1. 18
  1.  

  2. 1

    I feel like I need corroboration to know if this is really good advice or not. 😄

    1. 4

      I include an implementation of strlcpy if that’s missing on the target, it’s not a complex function to implement if you cannot include a third-party implementation for some reason.

      If you can replace strcpy with memcpy, then it’s true you should have been using memcpy in the first place. However you cannot always replace strcpy with memcpy with the same efficiency, and strlcpy has the correct semantics.

      I do agree the *_s variants are pointless.

      1. 2

        Totally agree! As I read this post, I remembered this other post on the same topic.

        strcpy, like gets, is fundamentally unsafe and there’s no way to use it safely unless the source buffer is known at compile-time. I know multiple people who give out the advice to use strncpy instead of strcpy, but I’m not a believer. Using strncpy requires that you know the length of the destination buffer, and if you know that, then you could be using memcpy instead.

        If you want a safer strcpy, here you go:

        char * strcpy_improved(char * dest, const char * src, size_t dest_size) {
            size_t length = strlen(src) + 1;
            if (length > dest_size) {
                return NULL;
            }
            memcpy(dest, src, length);
            return dest;
        }
        

        This is basically how strcpy is implemented in glibc, with the length check added. This is what unaware people believe strncpy does.

        This still isn’t totally foolproof – if src is not a valid string, or either pointer is NULL, that’s undefined behaviour. Also, technically all identifiers should be unique in their first 6 characters, and all identifiers beginning with str are reserved anyway, but that’s C programming for you.

        I honestly don’t know what the point of strncpy is. I understand the urge to strcpy to copy a short string into a large buffer; it only copies as many bytes as necessary. But strncpy does not do this – it copies the string into the buffer, and then it fills the buffer with null bytes until it has written as many bytes as you told it to. Basically, it’s worse than memcpy in every way unless this particular weird behaviour is what you really want. To call it “niche” is not only fair, it’s kind.

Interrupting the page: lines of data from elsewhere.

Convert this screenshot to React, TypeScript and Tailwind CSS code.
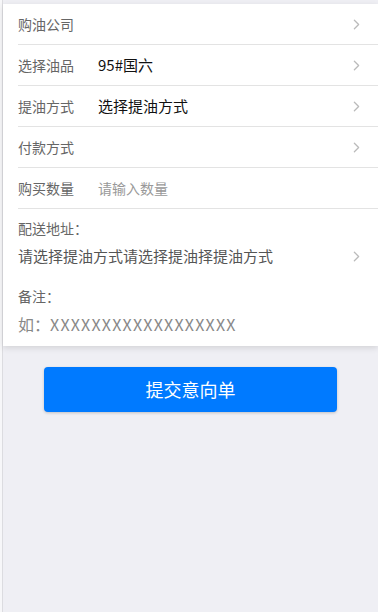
import { ChevronRight } from "lucide-react";

const rows = [
  { label: "购油公司", value: "", arrow: true },
  { label: "选择油品", value: "95#国六", arrow: true },
  { label: "提油方式", value: "选择提油方式", arrow: true },
  { label: "付款方式", value: "", arrow: true },
  { label: "购买数量", value: "请输入数量", placeholder: true, arrow: false },
];

export default function App() {
  return (
    <div
      className="min-h-[612px] bg-[#f7f7f9] pl-[2px]"
      style={{ fontFamily: '"Noto Sans CJK SC", "Noto Sans", sans-serif' }}
    >
      <div className="min-h-[612px] border-l border-[#dcdce0] bg-[#efeff4] pt-[4px]">
        {/* form card */}
        <section className="bg-white shadow-[0_2px_6px_rgba(0,0,0,0.12)]">
          {rows.map((r) => (
            <div key={r.label} className="pl-[15px]">
              <div className="flex h-[41px] items-center border-b border-[#e3e3e3]">
                <span className="w-[80px] text-[14px] text-[#666]">{r.label}</span>
                <span
                  className={
                    r.placeholder
                      ? "flex-1 text-[14px] text-[#999]"
                      : "flex-1 text-[15px] text-[#111]"
                  }
                >
                  {r.value}
                </span>
                {r.arrow && (
                  <ChevronRight className="mr-[13px] h-[17px] w-[17px] text-[#bbb]" strokeWidth={1.8} />
                )}
              </div>
            </div>
          ))}

          <div className="pl-[15px] pt-[7px] pb-[10px]">
            <div className="text-[14px] leading-[24px] text-[#666]">配送地址：</div>
            <div className="mt-[4px] flex items-center">
              <span className="flex-1 text-[15px] leading-[24px] text-[#555]">
                请选择提油方式请选择提油择提油方式
              </span>
              <ChevronRight className="mr-[13px] h-[17px] w-[17px] text-[#bbb]" strokeWidth={1.8} />
            </div>
            <div className="mt-[16px] text-[14px] leading-[24px] text-[#666]">备注：</div>
            <div className="mt-[4px] text-[16px] leading-[24px] text-[#888]">
              如：<span className="tracking-[1.2px]">XXXXXXXXXXXXXXXXXX</span>
            </div>
          </div>
        </section>

        <div className="flex justify-center pt-[21px]">
          <button className="h-[45px] w-[293px] rounded-[4px] bg-[#007aff] text-[18px] text-white shadow-[0_1px_3px_rgba(0,0,0,0.2)]">
            提交意向单
          </button>
        </div>
      </div>
    </div>
  );
}
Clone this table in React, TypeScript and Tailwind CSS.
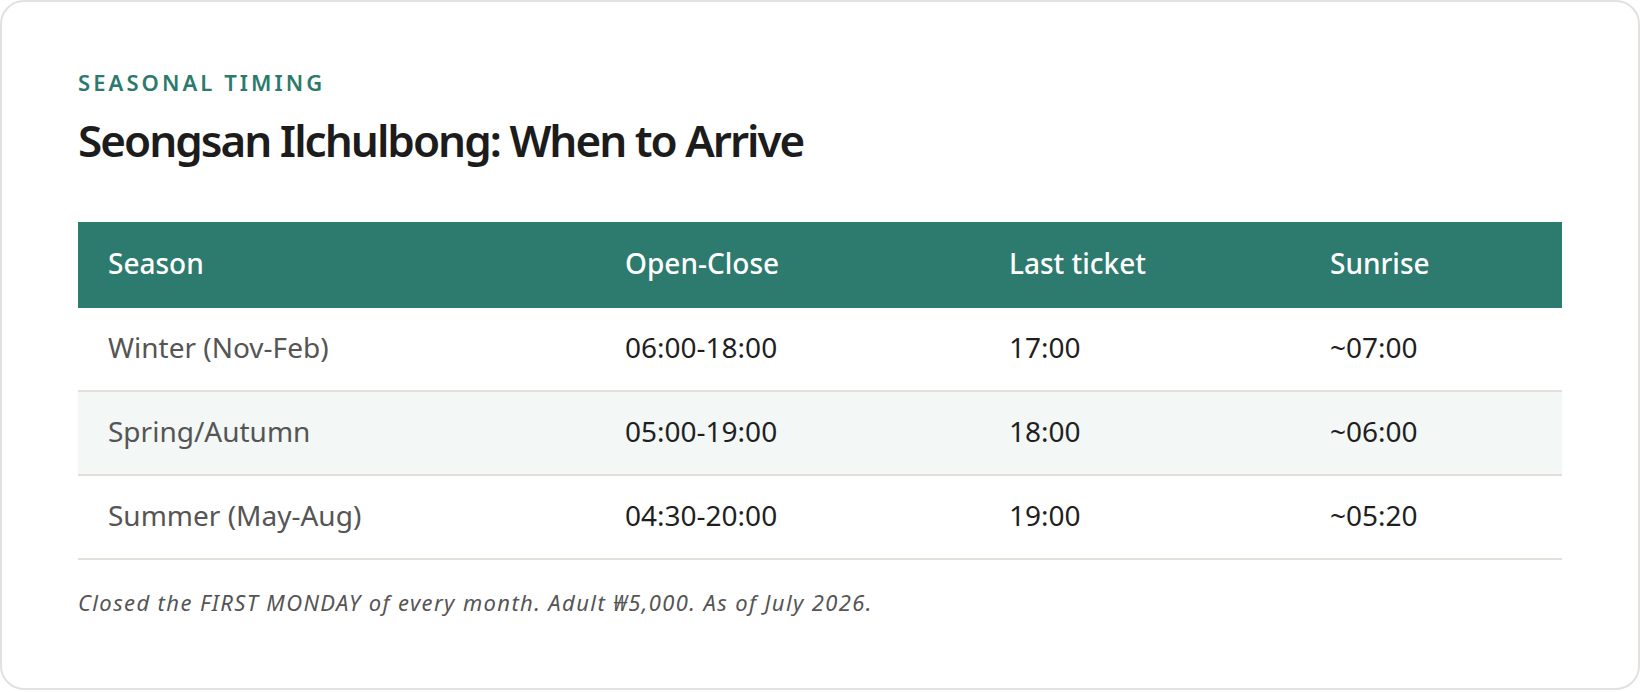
const rows = [
  { season: 'Winter (Nov-Feb)', hours: '06:00-18:00', last: '17:00', sunrise: '~07:00' },
  { season: 'Spring/Autumn', hours: '05:00-19:00', last: '18:00', sunrise: '~06:00' },
  { season: 'Summer (May-Aug)', hours: '04:30-20:00', last: '19:00', sunrise: '~05:20' },
]

const font = { fontFamily: '"Noto Sans", "Noto Sans CJK KR", sans-serif' }

export default function App() {
  return (
    <div className="bg-white" style={font}>
      <section className="rounded-[24px] border-2 border-[#e3e1dd] bg-white px-[76px] pt-[69px] pb-[71px]">
        <p className="text-[22px] leading-[22px] font-semibold uppercase tracking-[0.14em] text-[#2b7a6d]">
          Seasonal Timing
        </p>
        <h1 className="mt-[25px] text-[44px] leading-[44px] font-semibold tracking-[-0.045em] text-[#1c1c1c]">
          Seongsan Ilchulbong: When to Arrive
        </h1>

        <table className="mt-[60px] w-full table-fixed border-collapse text-[28px] leading-[42px]">
          <colgroup>
            <col className="w-[517px]" />
            <col className="w-[384px]" />
            <col className="w-[321px]" />
            <col />
          </colgroup>
          <thead>
            <tr className="bg-[#2d7a6e] text-white">
              <th className="pl-[30px] pt-[20px] pb-[24px] text-left font-medium">Season</th>
              <th className="pl-[30px] pt-[20px] pb-[24px] text-left font-medium">Open-Close</th>
              <th className="pl-[30px] pt-[20px] pb-[24px] text-left font-medium">Last ticket</th>
              <th className="pl-[30px] pt-[20px] pb-[24px] text-left font-medium">Sunrise</th>
            </tr>
          </thead>
          <tbody>
            {rows.map((r, i) => (
              <tr key={r.season} className={`border-b-2 border-[#e2dfda] ${i === 1 ? 'bg-[#f3f7f6]' : 'bg-white'}`}>
                <td className="pl-[30px] pt-[18px] pb-[22px] text-[#555555]">{r.season}</td>
                <td className="pl-[30px] pt-[18px] pb-[22px] text-[#1f1f1f]">{r.hours}</td>
                <td className="pl-[30px] pt-[18px] pb-[22px] text-[#1f1f1f]">{r.last}</td>
                <td className="pl-[30px] pt-[18px] pb-[22px] text-[#1f1f1f]">{r.sunrise}</td>
              </tr>
            ))}
          </tbody>
        </table>

        <p className="mt-[27px] text-[22px] leading-[30px] italic tracking-[0.063em] text-[#555555]">
          Closed the FIRST MONDAY of every month. Adult ₩5,000. As of July 2026.
        </p>
      </section>
    </div>
  )
}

        2 years ago, I submitted to a C library a pull request which changed a strncpy to a memcpy when gcc started issuing warnings about bad uses of strncpy. I kinda wish gcc would issue a warning for any use of the str*cpy functions, possibly with a link to some helpful advice on what to do instead.

        1. 3

          Using strncpy requires that you know the length of the destination buffer, and if you know that, then you could be using memcpy instead

          The length of the destination buffer is the maximum number of characters you can copy. The length of the source string is the maximum number that you want to copy. In any cases where the former is smaller than the latter, you want to detect an error.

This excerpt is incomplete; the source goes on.